Toda antología es por definición parcial y temporal. Muchas veces, manifiesta una manera específica de leer y entender la poesía; pero también puede ser la reunión caprichosa de unos amigos con el afán de autopromocionarse; o una oportunidad para descubrir o cuestionar el prestigio o la falta de difusión de una obra. Tomar al pie de la letra a las antologías significa abandonarse a la incertidumbre de las listas; considerar que una selección pueda o no ser “definitiva” es vivir en el autoengaño. Sin embargo, para muchos autores la importancia radica precisamente en la nominación, más allá del peso específico de los poemas. De ahí que la polémica suele centrarse en la “injusticia poética” del antólogo, que con “alevosía” ha recortado nombres que resultan fundamentales para otros críticos y en distintas latitudes, pero poco se detienen en analizar la selección de los poemas. El análisis se desplaza hacia la queja y el señalamiento que erigen en crítico a todo lector que supone que haría mejor el trabajo hecho. Tal vez, el error que repiten muchas antologías poéticas ha sido el sometimiento al prestigio y la filiación, perfilarse por los nombres, las becas, los premios, las asociaciones, las escuelas, los grupos… Desafortunadamente, las antologías se convierten en una suerte de garantía para sumar indulgencias rumbo a la “Posteridad Absoluta” que tanto criticó Zaid, en lugar de propiciar un verdadero “juicio dialogante”.

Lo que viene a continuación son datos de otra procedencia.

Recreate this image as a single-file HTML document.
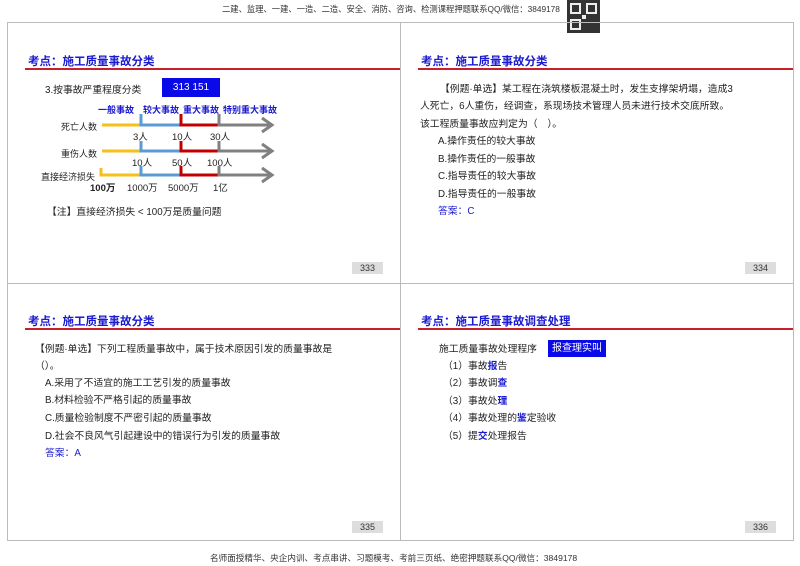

Imaginemos que rehacemos, a la manera de Pierre Menard, Poesía en movimiento: ¿qué razones tendríamos para incluir o quitar a Juan José Arreola como referente de la poesía mexicana?, ¿dejaríamos los mismos poemas de Bonifaz Nuño?, ¿qué versión utilizaríamos de los cambiantes poemas de José Emilio Pacheco?, ¿reconsideraríamos a Eduardo Lizalde y a Enriqueta Ochoa?, ¿qué apartados nuevos se agregarían? Se trata de la antología imposible, aquella que construimos a partir de la lectura constante, y que sería positivo, compartirla en un espacio donde los nombres se subordinen a los poemas y no al revés.